In a doorstop interview on Thursday, Minister for Financial Services Daniel Mulino was asked if he had considered the requests, but the minister said he was waiting to be briefed by his department, noting he had received the letter from Netwealth.

“Once I’ve received that briefing I will then write to APRA, as I’m required to do under the act, for APRA’s views as the independent macro prudential regulator, and I will table that letter that I write to APRA in the parliament,” Mulino said.

“I don’t want to prejudge where I will go in my consideration of that request, but I’m stepping through methodically, getting briefing from the department and then, in turn, as required by the act, I will write to APRA.”

Equity Trustees questions why ASIC isn’t seeking advice compensation

ASIC is suing Equity Trustees, which has stood by its initial position that it hasn’t breached any of its legal obligations and will defend itself in court.

O’Brien said he couldn’t comment on the trustee’s legal prospects, although he pointed to comments made by ASIC deputy chair Sarah Court to Parliament in September.

“Specifically, ASIC said ‘We may win that, then those obligations will be clear. If we lose that case that’s been contested, that’s another potential area of law reform that may be required to make clear what the obligation of platform providers are’.”

O’Brien also noted Court’s testimony to Parliament where she detailed the regulator had raised concerns with Macquarie in Shield on April 2023 while Equity Trustees wasn’t warned.

He added the first inflows Equity Trustees received wasn’t until June 2023, but stopped accepting any further applications by October 2023, advising ASIC of their concerns.

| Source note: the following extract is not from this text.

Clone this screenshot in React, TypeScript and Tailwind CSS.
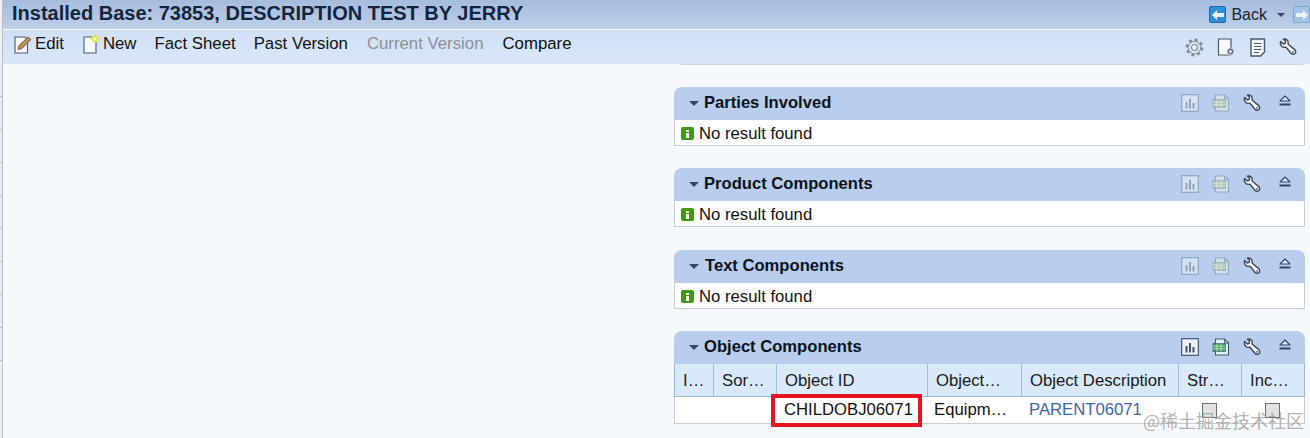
function Wrench() {
  return (
    <svg width="18" height="18" viewBox="0 0 18 18" fill="none">
      <path
        d="M1.6 3.4 4.4 6 6.4 5.2 6.4 2.8 4.4 1.2C6.8.4 9.2 1.8 9.2 4.6L9 6 15.4 11.4C17 12.8 17 14.6 16 15.6 15 16.6 13.2 16.6 12 15.2L7 9.2 5 9.4C2.4 9.4.8 6.2 1.6 3.4Z"
        fill="#f6f8fc"
        stroke="#3f4a59"
        strokeWidth="1.4"
        strokeLinejoin="round"
      />
      <circle cx="14" cy="13.8" r="0.9" fill="#3f4a59" />
    </svg>
  )
}

function ChartIcon({ active }: { active?: boolean }) {
  const c = active ? '#3a5578' : '#8ea6be'
  return (
    <svg width="18" height="18" viewBox="0 0 18 18" fill="none">
      <rect x="0.7" y="0.7" width="16.6" height="16.6" fill={active ? '#eef3fa' : '#d6e1f2'} stroke={c} strokeWidth="1.2" />
      <rect x="4.5" y="8" width="2" height="6.5" fill={c} />
      <rect x="8" y="5" width="2" height="9.5" fill={c} />
      <rect x="11.5" y="9" width="2" height="5.5" fill={c} />
    </svg>
  )
}

function ExportIcon({ active }: { active?: boolean }) {
  const line = active ? '#44586f' : '#93a7b8'
  const fill = active ? '#3fa35a' : '#a8c4b2'
  return (
    <svg width="18" height="18" viewBox="0 0 18 18" fill="none">
      <path d="M3.5 1H12.5L16.5 5V17H3.5Z" fill={active ? '#e9eff6' : '#d5e0ee'} stroke={line} strokeWidth="1.1" />
      <path d="M12.5 1V5H16.5" stroke={line} strokeWidth="0.9" />
      <rect x="1" y="5.5" width="12.5" height="8" fill={fill} stroke={line} strokeWidth="0.7" />
      <path d="M1 8.2H13.5M1 10.8H13.5M5 5.5V13.5M9 5.5V13.5" stroke="#e6f4ea" strokeWidth="0.7" />
    </svg>
  )
}

function EjectIcon() {
  return (
    <svg width="14" height="12" viewBox="0 0 14 12" fill="none">
      <path d="M7 1 12 6H2Z" fill="#dfe8f6" stroke="#2f4668" strokeWidth="1.1" strokeLinejoin="round" />
      <rect x="1.5" y="8.5" width="11" height="2" fill="#2f4668" />
    </svg>
  )
}

function InfoIcon() {
  return (
    <span className="flex h-[13px] w-[13px] flex-col items-center justify-center gap-[1px] rounded-[2px] bg-[#3f9a12]">
      <span className="h-[2px] w-[3px] bg-white" />
      <span className="h-[5px] w-[3px] bg-white" />
    </span>
  )
}

function EditIcon() {
  return (
    <svg width="20" height="20" viewBox="0 0 20 20" fill="none">
      <path d="M2 3H12L14.5 5.5V19H2Z" fill="#f4f6f9" stroke="#4d5a6a" strokeWidth="1.1" />
      <path d="M5 15.5 6 11.5 15 3 18 5.5 9 14.5Z" fill="#b98d55" stroke="#5e4a33" strokeWidth="0.8" />
    </svg>
  )
}

function NewIcon() {
  return (
    <svg width="20" height="20" viewBox="0 0 20 20" fill="none">
      <path d="M2 3H12L14 5V19H2Z" fill="#f7f9fc" stroke="#4d5a6a" strokeWidth="1.1" />
      <circle cx="13" cy="5" r="3.6" fill="#e9ee55" />
      <path d="M13 .5V9.5M8.5 5H17.5" stroke="#c8d838" strokeWidth="1.2" />
      <circle cx="13" cy="5" r="1.6" fill="#fffde0" />
    </svg>
  )
}

function GearIcon() {
  return (
    <svg width="19" height="19" viewBox="0 0 19 19" fill="none">
      <circle cx="9.5" cy="9.5" r="7.6" stroke="#7f8a96" strokeWidth="2.6" strokeDasharray="3 2.97" />
      <circle cx="9.5" cy="9.5" r="6.2" fill="#dfe7f3" stroke="#7f8a96" strokeWidth="1" />
      <circle cx="9.5" cy="9.5" r="3" fill="#f4f7fb" stroke="#7f8a96" strokeWidth="1.2" />
    </svg>
  )
}

function DocGearIcon() {
  return (
    <svg width="19" height="19" viewBox="0 0 19 19" fill="none">
      <path d="M1.5 1H14V17H1.5Z" fill="#f6f8fb" stroke="#4b5866" strokeWidth="1.2" />
      <circle cx="13.5" cy="13.5" r="3.6" fill="#6f7a86" stroke="#e6edf7" strokeWidth="0.8" />
      <circle cx="13.5" cy="13.5" r="1.2" fill="#fff" />
    </svg>
  )
}

function ListDocIcon() {
  return (
    <svg width="17" height="19" viewBox="0 0 17 19" fill="none">
      <path d="M2 1H15.5V14L11.5 18H2Z" fill="#f6f8fb" stroke="#4b5866" strokeWidth="1.4" />
      <path d="M5 5.5H12.5M5 8.5H12.5M5 11.5H12.5M5 14.5H10" stroke="#4b5866" strokeWidth="1.2" />
    </svg>
  )
}

function BackIcon() {
  return (
    <span className="flex h-[17px] w-[17px] items-center justify-center rounded-[2px] border border-[#1e6aa8] bg-[#2f8fd6]">
      <svg width="12" height="10" viewBox="0 0 12 10">
        <path d="M0 5 5 0V3H12V7H5V10Z" fill="#e8f3fb" />
      </svg>
    </span>
  )
}

function ForwardIcon() {
  return (
    <span className="flex h-[17px] w-[17px] shrink-0 items-center justify-center rounded-[2px] border border-[#7fa8d0] bg-[#a3c4e6]">
      <svg width="12" height="10" viewBox="0 0 12 10">
        <path d="M12 5 7 0V3H0V7H7V10Z" fill="#e8f3fb" />
      </svg>
    </span>
  )
}

function Caret() {
  return <span className="h-0 w-0 border-x-[5px] border-t-[5px] border-x-transparent border-t-[#33496b]" />
}

function PanelHeader({ title, active, titleGap }: { title: string; active?: boolean; titleGap?: string }) {
  return (
    <div className="flex h-[33px] items-center rounded-t-[8px] bg-[#b9cdee] pl-[15px] pr-[13px]">
      <Caret />
      <span className={`${titleGap ?? 'ml-[5px]'} text-[16.6px] font-bold text-[#0c1420]`}>{title}</span>
      <div className="mb-[2px] ml-auto flex items-center">
        <ChartIcon active={active} />
        <span className="ml-[13px]"><ExportIcon active={active} /></span>
        <span className="ml-[13px]"><Wrench /></span>
        <span className="ml-[17px] mb-[3px]"><EjectIcon /></span>
      </div>
    </div>
  )
}

function EmptyPanel({ title, titleGap }: { title: string; titleGap?: string }) {
  return (
    <section>
      <PanelHeader title={title} titleGap={titleGap} />
      <div className="flex h-[26px] items-center gap-[5px] border-x border-b border-[#c6ced9] bg-white pl-[6px] pt-[2px] text-[16.7px] text-[#111]">
        <InfoIcon />
        No result found
      </div>
    </section>
  )
}

const columns = [
  { label: 'I…', w: 'w-[39px]' },
  { label: 'Sor…', w: 'w-[63px]' },
  { label: 'Object ID', w: 'w-[151px]' },
  { label: 'Object…', w: 'w-[94px]' },
  { label: 'Object Description', w: 'w-[157px]' },
  { label: 'Str…', w: 'w-[63px]' },
  { label: 'Inc…', w: 'flex-1' },
]

function Checkbox() {
  return <span className="block h-[15px] w-[15px] border border-[#6e6e6e] bg-[#e2e2e2]" />
}

function ObjectPanel() {
  return (
    <section className="relative">
      <PanelHeader title="Object Components" active />
      <div className="flex h-[33px] border-x border-b border-[#9db9de] bg-[#d7e9fb] text-[16.7px] text-[#1a1a1a]">
        {columns.map((c, i) => (
          <div
            key={c.label}
            className={`${c.w} flex items-center pl-[8px] pt-[1px] ${i < columns.length - 1 ? 'border-r border-[#a3bcdf]' : ''}`}
          >
            {c.label}
          </div>
        ))}
      </div>
      <div className="flex h-[27px] items-center border-x border-b border-[#c6ced9] bg-white text-[16.7px] text-[#111]">
        <div className="w-[39px]" />
        <div className="w-[63px]" />
        <div className="w-[151px] pl-[7px]">CHILDOBJ06071</div>
        <div className="w-[94px] pl-[6px]">Equipm…</div>
        <div className="w-[157px] pl-[7px] text-[#3c66b4]">PARENT06071</div>
        <div className="w-[63px] pl-[23px]"><Checkbox /></div>
        <div className="flex-1 pl-[23px]"><Checkbox /></div>
      </div>
      <div className="absolute left-[97px] top-[63px] h-[33px] w-[151px] border-[4px] border-[#e5141f]" />
      <div className="absolute left-[469px] top-[76px] font-['Noto_Sans_CJK_SC',sans-serif] text-[18px] text-[#8f8f8f]/70">
        @稀土掘金技术社区
      </div>
    </section>
  )
}

const stripRows = [0, 1, 2, 3, 4, 5, 6, 7, 8]

export default function App() {
  return (
    <div className="flex h-[438px] w-[1310px] overflow-hidden bg-[#f5f8fd] font-['Liberation_Sans',Arial,sans-serif]">
      <div className="flex w-[3px] shrink-0 flex-col border-r border-[#b9bfc9] bg-[#eef0f6] pt-[64px]">
        {stripRows.map(r => (
          <div key={r} className="h-[33px] shrink-0 border-b border-[#b9bfc9] bg-[#e6e9f4]" />
        ))}
      </div>
      <div className="flex min-w-0 flex-1 flex-col">
        <header className="flex h-[29px] items-center bg-gradient-to-b from-[#a6bcdc] to-[#bdd0ea] pl-[9px]">
          <h1 className="mb-[4px] text-[20px] font-bold text-[#14263f]">Installed Base: 73853, DESCRIPTION TEST BY JERRY</h1>
          <div className="ml-auto flex items-center text-[16px] text-[#1a2230]">
            <BackIcon />
            <span className="ml-[5px]">Back</span>
            <span className="ml-[10px] mr-[8px] block h-0 w-0 border-x-[4px] border-t-[4px] border-x-transparent border-t-[#33496b]" />
            <ForwardIcon />
          </div>
        </header>
        <nav className="mt-[1px] flex h-[34px] items-center bg-gradient-to-b from-[#d0e0f6] to-[#dae7f9] pl-[10px] pr-[13px] text-[16.8px] text-[#111]">
          <div className="mb-[7px] flex items-center">
            <span className="flex items-center"><EditIcon /><span className="ml-[2px]">Edit</span></span>
            <span className="ml-[18px] flex items-center"><NewIcon /><span className="ml-[1px]">New</span></span>
            <span className="ml-[18px]">Fact Sheet</span>
            <span className="ml-[18px]">Past Version</span>
            <span className="ml-[19px] text-[#8c9097]">Current Version</span>
            <span className="ml-[19px]">Compare</span>
          </div>
          <div className="ml-auto flex items-center gap-[13px]">
            <GearIcon />
            <DocGearIcon />
            <ListDocIcon />
            <Wrench />
          </div>
        </nav>
        <main className="flex flex-1 flex-col pl-[671px] pr-[5px]">
          <div className="ml-[6px] mr-[2px] h-[1px] bg-[#ced6e2]" />
          <div className="mt-[22px] flex flex-col gap-[22px]">
            <EmptyPanel title="Parties Involved" />
            <EmptyPanel title="Product Components" />
            <div className="mt-[1px]"><EmptyPanel title="Text Components" titleGap="ml-[6px]" /></div>
            <ObjectPanel />
          </div>
        </main>
      </div>
    </div>
  )
}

ASIC issued interim stop orders on Shield in February 2024.

Equity Trustees was the trustee for NQ Super, which held Shield and First Guardian and DASH’s Super Simplifier which held Shield.

As the trustee prepares its own application for government assistance, O’Brien’s comments suggested a double standard with ASIC’s approach whereby the trustees were being pursued for remediation but other parties involved weren’t.

“We welcome ASIC’s work in taking action against the responsible entities, fund managers and advisers,” O’Brien said.

“We note however that ASIC has not sought compensation or remediation for members from any of these parties.”

ASIC has been in court this month against Ferras Merhi who is considered to be a central part of what the regulator described as an “industrial scale” pipeline of lead generation services being used by advisers to put clients in the failed funds. The regulator further alleged Merhi received money from the funds to market them.

Furthermore, 140 advisers are being investigated in total and several smaller licensees have been cancelled.

The collapse of the funds left $1.2 billion worth of retirement savings of 11,000 people up in the air.

While Equity Trustees, Netwealth and Macquarie will ask for government assistance, Macquarie had chosen to remediate investors directly.

Destruction of shareholder value

The impact of the Shield and First Guardian collapse has taken its toll on the share price of the group, which is down 22.43 per cent over the past six months.

The share prices of Netwealth (up 10.64 per cent over the same time frame) and Macquarie (up 14.43 per cent) have remained steady over the same period with only comparatively smaller fluctuations during negative announcements.

O’Brien said “it won’t be lost” on shareholders that the market capitalisation of the parent company has reduced $300 million since ASIC commenced its action (now $667 million).

“We have previously indicated to the market that, based on expected recoveries as set out in the liquidator’s report, the quantum of loss for Shield investors under ETSL’s trusteeship is estimated to be approximately $73 million,” O’Brien said.

“I can also advise shareholders that members’ exposure to First Guardian through super funds of which ETSL is trustee is some $70 million. ETSL is a wholly-owned subsidiary of EQT Holdings Limited and there is no cross guarantee provided to that entity.”

The company does hold insurance coverage as required by law, but O’Brien said further details were confidential.

“[The group] has taken appropriate action, including notifying its insurers, to preserve its insurance cover,” O’Brien said.